The trade-off is added steps. Filling the reservoir, managing spills, and maintaining the mechanism add friction to a routine that should be seamless. In dry conditions, the water component adds bulk without adding much cleaning benefit. It's a situational tool, useful in specific conditions, but less practical as an everyday mid-round solution.

Motorized Cleaner

A motorized cleaner eliminates the need for scrubbing entirely. The club face goes in, the motor does the work, and the face comes out clean in seconds. No effort, no decision, no reason to skip it.

That's the real advantage, not speed, not technology, but the fact that removing the effort removes the reason to skip the routine. A motorized cleaner mounted on the cart or positioned at the range is used on every hole because it costs nothing. That's how grooves stay clean for every shot that matters, not just the first few.

What to Look for Before You Buy

Reach and Access

This is the most important and most overlooked factor. A cleaner that requires digging through a bag pocket will get used twice. Look for a setup that mounts to the cart, clips immediately to the bag, or sits exactly where you practice. The tool needs to be in reach before you need it, not something you have to retrieve.

Cleaning Method vs. Your Conditions

Match the tool to how you actually play. Dry conditions with light surface dirt, a manual brush handles that. For regular play in wet, sandy, or muddy conditions, you need something with more cleaning action and less manual effort. A motorized brush handles both without requiring you to think about which mode to use.

Brush Surface

The brush needs to be firm enough to clear debris from grooves and gentle enough for repeated use on club faces. Check the manufacturer's guidance on which surfaces the brush is designed for before using it on drivers or woods with painted finishes.

Battery and Setup

For a motorized cleaner, USB charging is the practical standard; it uses the same cable as most devices golfers already carry. Check that the battery holds a charge long enough for your typical round or range session, and that the mounting setup works for how you play, cart mount for cart golfers, ground stake for range use.

Price in Context

Manual brushes typically run $5–$20. Motorized cleaners sit slightly higher. The right question isn't which is cheaper, it's which one you'll actually use mid-round, hole after hole, for every shot that matters. A manual brush that stays in the pocket is worth less than nothing. A motorized cleaner that becomes part of the routine pays for itself in the first few rounds of consistent groove contact.

Where Clean and Hit Fits

Clean and Hit is built specifically to offer convenient access.

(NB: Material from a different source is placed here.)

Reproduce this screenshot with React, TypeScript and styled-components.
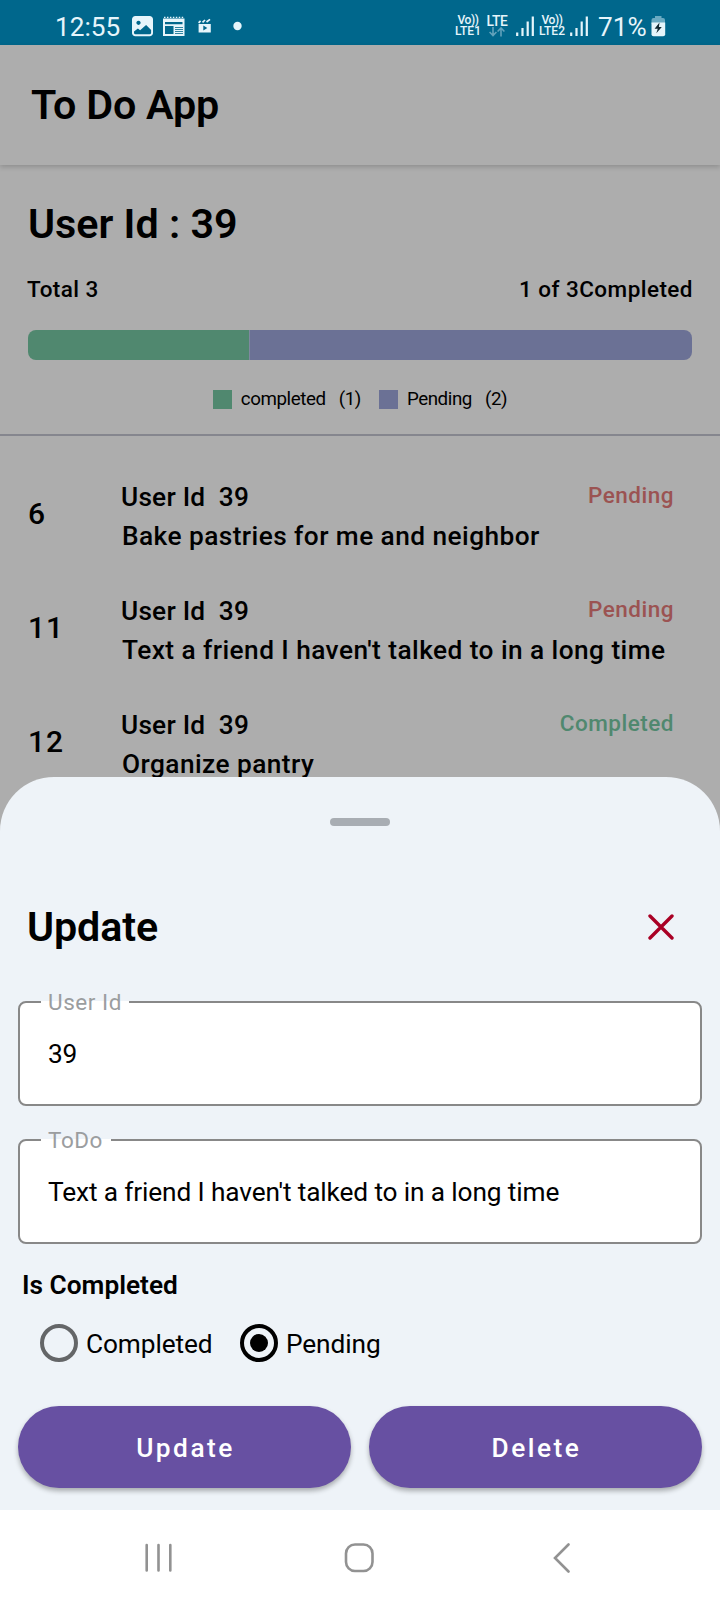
import React from 'react';
import styled, { createGlobalStyle } from 'styled-components';

const GlobalStyle = createGlobalStyle`
  *, *::before, *::after { box-sizing: border-box; }
  body {
    margin: 0;
    background: #fff;
    font-family: Roboto, 'Liberation Sans', sans-serif;
    color: #000;
  }
  h1, h2, h3, p, ul { margin: 0; padding: 0; }
  button { font-family: inherit; }
`;

const Phone = styled.div`
  position: relative;
  display: flex;
  flex-direction: column;
  width: 720px;
  height: 1600px;
  overflow: hidden;
  background: #adadad;
`;

/* ---------- status bar ---------- */

const StatusBar = styled.div`
  display: flex;
  justify-content: space-between;
  flex: none;
  height: 45px;
  padding: 0 54px 0 55px;
  background: #00678c;
  color: #e6f5fb;
`;

const StatusGroup = styled.div`
  display: flex;
  align-items: flex-start;
  padding-top: 12px;
`;

const StatusText = styled.span<{ $width: number; $gap?: number }>`
  width: ${(p) => p.$width}px;
  margin-left: ${(p) => p.$gap ?? 0}px;
  font-size: 26.2px;
  line-height: 30px;
  white-space: nowrap;
`;

const StatusIcon = styled.svg<{ $gap?: number }>`
  display: block;
  flex: none;
  margin-left: ${(p) => p.$gap ?? 0}px;
`;

const Network = styled.div<{ $width: number; $gap?: number }>`
  display: flex;
  flex-direction: column;
  align-items: center;
  width: ${(p) => p.$width}px;
  margin-left: ${(p) => p.$gap ?? 0}px;
  padding-top: 3px;
  font-size: 12px;
  font-weight: 500;
  line-height: 11px;
  white-space: nowrap;
`;

const NetworkBig = styled.span`
  font-size: 13.8px;
  letter-spacing: -0.4px;
  line-height: 12px;
`;

const VoiceMark = styled.span`
  font-size: 12px;
  letter-spacing: -0.4px;
`;

const ImageIcon = () => (
  <StatusIcon $gap={11} width="22" height="26" viewBox="0 0 22 26">
    <path
      fillRule="evenodd"
      fill="currentColor"
      d="M3.5 4h14A3.3 3.3 0 0 1 21 7.4v13.4a3.3 3.3 0 0 1-3.5 3.5h-14A3.3 3.3 0 0 1 0 20.8V7.4A3.3 3.3 0 0 1 3.5 4ZM6.5 8.700a2.1 2.1 0 1 0 .01 0ZM2 19.500v1.200q0 1.500 1.500 1.500h14q1.600 0 1.600-1.500v-2.700l-5-5-6 5.300-2.200-1.900Z"
    />
  </StatusIcon>
);

const NewsIcon = () => (
  <StatusIcon $gap={9} width="22" height="26" viewBox="0 0 22 26">
    <path stroke="currentColor" strokeWidth="1.3" strokeDasharray="1.5 1.45" d="M1 5.300h20" fill="none" />
    <path
      fillRule="evenodd"
      fill="currentColor"
      d="M0 6.500h21.500v17.500H0ZM2 10v2.200h17.500V10ZM2 14v8h8.500v-8Z"
    />
    <path stroke="#00678c" strokeWidth="0.8" d="M12 15.500h8M12 17.500h8M12 19.500h8M12 21.500h8" />
  </StatusIcon>
);

const ClapperIcon = () => (
  <StatusIcon $gap={13} width="14" height="26" viewBox="0 0 14 26">
    <path
      fillRule="evenodd"
      fill="currentColor"
      d="M.6 12h12.200v8.400H.6ZM5.300 13.600v5l4-2.500Z"
    />
    <path stroke="currentColor" strokeWidth="1.7" d="M.6 10.800 2.600 8.800M4.500 10.400 7 8M8.500 10 12 7.300" fill="none" />
  </StatusIcon>
);

const DotIcon = () => (
  <StatusIcon $gap={21} width="9" height="26" viewBox="0 0 9 26">
    <circle cx="4.5" cy="14" r="4.2" fill="currentColor" />
  </StatusIcon>
);

const ArrowsIcon = () => (
  <svg width="16" height="10" viewBox="0 0 16 10">
    <path
      stroke="#62a2bb"
      strokeWidth="1.6"
      fill="none"
      d="M4 0v8.500M.6 5l3.400 3.500L7.400 5M12 9.500V1M8.600 4.500 12 1l3.400 3.500"
    />
  </svg>
);

const SignalIcon = ({ gap }: { gap: number }) => (
  <StatusIcon $gap={gap} width="18" height="26" viewBox="0 0 18 26">
    <path stroke="currentColor" strokeWidth="2.2" d="M1.200 24v-3.500M6.500 24v-8M11.700 24V9.500M16.800 24V4.500" />
  </StatusIcon>
);

const BatteryIcon = () => (
  <StatusIcon $gap={2} width="15" height="26" viewBox="0 0 15 26">
    <path fill="#6aaac2" d="M4 4h6.500v2H12q2 0 2 2v4H.5V8q0-2 2-2H4Z" />
    <path fill="currentColor" d="M.5 10.500h13.700v11.800q0 2-2 2H2.500q-2 0-2-2Z" />
    <path fill="#10262f" d="M8.500 10.500 3.600 16.800h3.200l-1.500 4.500 5.500-6.300H7.900Z" />
  </StatusIcon>
);

const VoLte = ({ line, width, gap }: { line: number; width: number; gap?: number }) => (
  <Network $width={width} $gap={gap}>
    <VoiceMark>Vo))</VoiceMark>
    <span>LTE{line}</span>
  </Network>
);

/* ---------- page behind the sheet ---------- */

const AppBar = styled.header`
  display: flex;
  align-items: center;
  flex: none;
  height: 120px;
  padding-left: 31px;
  box-shadow: 0 2px 5px rgba(0, 0, 0, 0.18);
`;

const AppTitle = styled.h1`
  font-size: 41.25px;
  font-weight: 600;
  line-height: 48px;
  letter-spacing: -0.2px;
`;

const Summary = styled.section`
  display: flex;
  flex-direction: column;
  flex: none;
  height: 271px;
  padding: 35px 28px 0;
  border-bottom: 2px solid #85868e;
`;

const UserHeading = styled.h2`
  font-size: 41.25px;
  font-weight: 600;
  line-height: 48px;
`;

const Totals = styled.div`
  display: flex;
  justify-content: space-between;
  margin: 27px -1px 27px;
  font-size: 22.5px;
  font-weight: 500;
  line-height: 28px;
  letter-spacing: 0.45px;
`;

const Bar = styled.div`
  display: flex;
  flex: none;
  height: 30px;
  border-radius: 8px;
  overflow: hidden;
`;

const BarPart = styled.div<{ $share: number; $color: string }>`
  flex: ${(p) => p.$share} 1 0;
  background: ${(p) => p.$color};
  & + & { border-left: 1px solid #8088a0; }
`;

const Legend = styled.div`
  display: flex;
  justify-content: center;
  gap: 18px;
  margin-top: 30px;
  font-size: 18.75px;
  line-height: 19px;
  letter-spacing: -0.42px;
`;

const LegendItem = styled.div`
  display: flex;
  white-space: pre;
`;

const Swatch = styled.span<{ $color: string }>`
  width: 19px;
  height: 19px;
  margin-right: 9px;
  background: ${(p) => p.$color};
`;

const LegendCount = styled.span`
  margin-left: 13px;
`;

const TodoList = styled.ul`
  display: flex;
  flex-direction: column;
  gap: 36px;
  padding: 42px 46px 0 28px;
  list-style: none;
`;

const TodoRow = styled.li`
  display: flex;
  height: 78px;
  font-weight: 500;
`;

const TodoNumber = styled.span`
  width: 93px;
  padding-top: 18px;
  font-size: 30px;
  line-height: 36px;
  letter-spacing: 0.9px;
`;

const TodoBody = styled.div`
  flex: 1;
  min-width: 0;
`;

const TodoTop = styled.div`
  display: flex;
  justify-content: space-between;
`;

const TodoUser = styled.p`
  font-size: 26.25px;
  line-height: 39px;
  letter-spacing: 0.22px;
  white-space: pre;
`;

const TodoText = styled.p`
  padding-left: 1px;
  font-size: 26.25px;
  line-height: 39px;
  letter-spacing: 0.44px;
  white-space: nowrap;
`;

const TodoStatus = styled.span<{ $done: boolean }>`
  margin-top: 3px;
  font-size: 22.5px;
  line-height: 28px;
  letter-spacing: 0.5px;
  color: ${(p) => (p.$done ? '#50886f' : '#9b5352')};
`;

/* ---------- bottom sheet ---------- */

const Sheet = styled.section`
  position: absolute;
  left: 0;
  right: 0;
  bottom: 90px;
  height: 733px;
  padding: 41px 18px 0;
  border-radius: 54px 54px 0 0;
  background: #eef3f8;
`;

const Handle = styled.div`
  width: 60px;
  height: 8px;
  margin: 0 auto;
  border-radius: 4px;
  background: #a8adb3;
`;

const SheetHeader = styled.div`
  display: flex;
  align-items: center;
  justify-content: space-between;
  height: 48px;
  margin: 77px 28px 50px 9px;
`;

const SheetTitle = styled.h2`
  font-size: 41.25px;
  font-weight: 600;
  line-height: 48px;
  letter-spacing: -0.1px;
`;

const CloseButton = styled.button`
  display: flex;
  padding: 0 0 1px;
  border: 0;
  background: none;
`;

const Field = styled.div`
  position: relative;
  display: flex;
  align-items: center;
  height: 105px;
  margin-bottom: 33px;
  padding: 0 28px;
  border: 2px solid #888;
  border-radius: 8px;
  background: #fff;
`;

const FieldLabel = styled.label<{ $width: number }>`
  position: absolute;
  top: -15px;
  left: 21px;
  width: ${(p) => p.$width}px;
  padding-left: 7px;
  font-size: 22.5px;
  line-height: 28px;
  letter-spacing: 0.55px;
  white-space: nowrap;
  color: #9b9d9f;
  background: linear-gradient(transparent 13px, #fff 13px);
`;

const FieldValue = styled.span`
  font-size: 26.25px;
  line-height: 32px;
  letter-spacing: -0.13px;
`;

const GroupTitle = styled.h3`
  margin: -10px 0 0 4px;
  font-size: 26.25px;
  font-weight: 600;
  line-height: 36px;
`;

const RadioGroup = styled.div`
  display: flex;
  margin: 20px 0 43px 22px;
`;

const RadioOption = styled.label<{ $width: number }>`
  display: flex;
  align-items: center;
  width: ${(p) => p.$width}px;
  font-size: 26.25px;
  line-height: 38px;
  letter-spacing: -0.1px;
  white-space: nowrap;
`;

const RadioMark = styled.span<{ $checked: boolean }>`
  display: flex;
  align-items: center;
  justify-content: center;
  width: 38px;
  height: 38px;
  margin-right: 8px;
  border: 4px solid ${(p) => (p.$checked ? '#000' : '#646668')};
  border-radius: 50%;
  &::after {
    content: '';
    width: 18px;
    height: 18px;
    border-radius: 50%;
    background: ${(p) => (p.$checked ? '#000' : 'transparent')};
  }
`;

const RadioText = styled.span`
  padding-top: 2px;
`;

const Actions = styled.div`
  display: grid;
  grid-template-columns: 1fr 1fr;
  gap: 18px;
`;

const ActionButton = styled.button`
  height: 82px;
  border: 0;
  padding: 2px 0 0 2px;
  border-radius: 41px;
  background: #6750a2;
  box-shadow: 0 3px 5px rgba(0, 0, 0, 0.3);
  color: #fff;
  font-size: 26.25px;
  font-weight: 500;
  letter-spacing: 2.5px;
`;

/* ---------- navigation bar ---------- */

const NavBar = styled.nav`
  position: absolute;
  left: 0;
  right: 0;
  bottom: 0;
  display: flex;
  align-items: center;
  height: 90px;
  padding: 5px 0 0 143px;
  background: #fff;
`;

const NavIcon = styled.svg<{ $gap?: number }>`
  display: block;
  margin-left: ${(p) => p.$gap ?? 0}px;
  fill: none;
  stroke: #929292;
  stroke-width: 2.6;
  stroke-linecap: round;
`;

const GREEN = '#50886f';
const PURPLE = '#6b7195';

const legend = [
  { label: 'completed', count: 1, color: GREEN },
  { label: 'Pending', count: 2, color: PURPLE },
];

const todos = [
  { id: 6, text: 'Bake pastries for me and neighbor', done: false },
  { id: 11, text: "Text a friend I haven't talked to in a long time", done: false },
  { id: 12, text: 'Organize pantry', done: true },
];

export default function App() {
  return (
    <Phone>
      <GlobalStyle />
      <StatusBar>
        <StatusGroup>
          <StatusText $width={66}>12:55</StatusText>
          <ImageIcon />
          <NewsIcon />
          <ClapperIcon />
          <DotIcon />
        </StatusGroup>
        <StatusGroup>
          <VoLte line={1} width={26} />
          <Network $width={24} $gap={4}>
            <NetworkBig>LTE</NetworkBig>
            <ArrowsIcon />
          </Network>
          <SignalIcon gap={7} />
          <VoLte line={2} width={28} gap={4} />
          <SignalIcon gap={4} />
          <StatusText $width={51} $gap={10}>71%</StatusText>
          <BatteryIcon />
        </StatusGroup>
      </StatusBar>

      <AppBar>
        <AppTitle>To Do App</AppTitle>
      </AppBar>

      <Summary>
        <UserHeading>User Id : 39</UserHeading>
        <Totals>
          <span>Total 3</span>
          <span>1 of 3Completed</span>
        </Totals>
        <Bar>
          {legend.map((l) => (
            <BarPart key={l.label} $share={l.count} $color={l.color} />
          ))}
        </Bar>
        <Legend>
          {legend.map((l) => (
            <LegendItem key={l.label}>
              <Swatch $color={l.color} />
              {l.label}
              <LegendCount>({l.count})</LegendCount>
            </LegendItem>
          ))}
        </Legend>
      </Summary>

      <TodoList>
        {todos.map((t) => (
          <TodoRow key={t.id}>
            <TodoNumber>{t.id}</TodoNumber>
            <TodoBody>
              <TodoTop>
                <TodoUser>{'User Id  39'}</TodoUser>
                <TodoStatus $done={t.done}>{t.done ? 'Completed' : 'Pending'}</TodoStatus>
              </TodoTop>
              <TodoText>{t.text}</TodoText>
            </TodoBody>
          </TodoRow>
        ))}
      </TodoList>

      <Sheet>
        <Handle />
        <SheetHeader>
          <SheetTitle>Update</SheetTitle>
          <CloseButton aria-label="Close">
            <svg width="26" height="26" viewBox="0 0 26 26">
              <path d="M2 2l22 22M24 2 2 24" stroke="#a90025" strokeWidth="3.4" strokeLinecap="round" />
            </svg>
          </CloseButton>
        </SheetHeader>
        <Field>
          <FieldLabel $width={88}>User Id</FieldLabel>
          <FieldValue>39</FieldValue>
        </Field>
        <Field>
          <FieldLabel $width={70}>ToDo</FieldLabel>
          <FieldValue>Text a friend I haven't talked to in a long time</FieldValue>
        </Field>
        <GroupTitle>Is Completed</GroupTitle>
        <RadioGroup>
          <RadioOption $width={200}>
            <RadioMark $checked={false} />
            <RadioText>Completed</RadioText>
          </RadioOption>
          <RadioOption $width={150}>
            <RadioMark $checked />
            <RadioText>Pending</RadioText>
          </RadioOption>
        </RadioGroup>
        <Actions>
          <ActionButton>Update</ActionButton>
          <ActionButton>Delete</ActionButton>
        </Actions>
      </Sheet>

      <NavBar>
        <NavIcon width="30" height="30" viewBox="0 0 30 30">
          <path d="M3.700 2v25.500M15.500 2v25.500M27.300 2v25.500" />
        </NavIcon>
        <NavIcon $gap={171} width="30" height="30" viewBox="0 0 30 30">
          <rect x="2" y="1.5" width="26.5" height="26.5" rx="9" />
        </NavIcon>
        <NavIcon $gap={178} width="20" height="30" viewBox="0 0 20 30">
          <path d="M16.500 1.500 3 15l13.500 13.500" />
        </NavIcon>
      </NavBar>
    </Phone>
  );
}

The reversible motorized brush mounts directly to the rear of a golf cart or stakes into the ground for range use, putting it exactly where the club goes after every shot. There's no pocket to dig through, no clip to undo, no scrubbing. The face goes in, the motor cleans it, and the club goes back in the bag clean. For both right and left-handed golfers. Charged via USB. Ready every round without maintenance between sessions.

For cart golfers and regular range users, it removes every barrier that normally causes the cleaning habit to break down. The routine becomes automatic because the tool is already there: mounted, charged, and ready before the thought to use it even forms.

Red Flags to Skip

    • Weak mounting that shifts or detaches mid-round
    • Bristles that wear down quickly or leave debris behind
    • A charging setup that's awkward enough to ignore
    • Bulk that adds weight without improving the routine
    • Any tool that feels like a chore to use because you will stop using it fast

    A cleaner should remove friction from the routine entirely. If it adds steps, requires decisions, or feels slow in play, usage drops within a few rounds, and grooves revert to being dirty when they matter most.

    Bottom Line

    Manual brushes cover home cleaning. Water-assisted tools help in muddy conditions. But for mid-round use the cleaning that actually affects the shots you care about the only tool that gets used consistently is one that's immediately accessible and requires no effort.

    For golfers who play regularly, use a cart, or spend serious time at the range, Clean and Hit is built around that exact problem. The motorized brush, cart mount, ground stake, and USB charging all exist to make the routine automatic rather than deliberate. Clean grooves before every shot, not just the first few holes before the brush goes back in the pocket.

    Frequently Asked Questions

    What is the best portable golf club cleaner for mid-round use?

    The one within reach before you need it. A cart-mounted motorized cleaner like Clean and Hit removes every step that causes mid-round cleaning habits to fail. No digging, no scrubbing, no decision. The face goes in clean and stays that way.

    Are motorized golf club cleaners worth the money?

    For golfers who play regularly and care about consistent groove contact, yes. The cost of a motorized cleaner is a one-time investment. The cost of dirty grooves is paid in spin loss, distance control, and stopping power on every scoring shot for the rest of every round.

    Is a club cleaner safe for a driver?

    Follow the manufacturer's guidance for your specific clubs, particularly painted surfaces on drivers and fairway woods. Clean and Hit is designed for use with such club faces.

    How often should golf clubs be cleaned during a round?

    Clean whenever you see dirt, sand, grass, or moisture on the face, especially before wedge and approach shots. Waiting until the end of the round leaves performance to chance. 

    Do portable golf club cleaners work in wet conditions?

    Yes, and wet conditions are exactly where they earn their value. Moisture and packed debris are harder to clear with a dry manual brush. A motorized brush handles repeated buildup without requiring more scrubbing effort, shot after shot.

    What should I avoid when buying a portable golf club cleaner?

    Avoid anything bulky, or that adds steps to the routine, weak mounting, awkward access, complicated setup, or slow charging. The single fastest way to stop using a cleaning tool is to make it slightly inconvenient. Any friction in the routine becomes an excuse to skip it.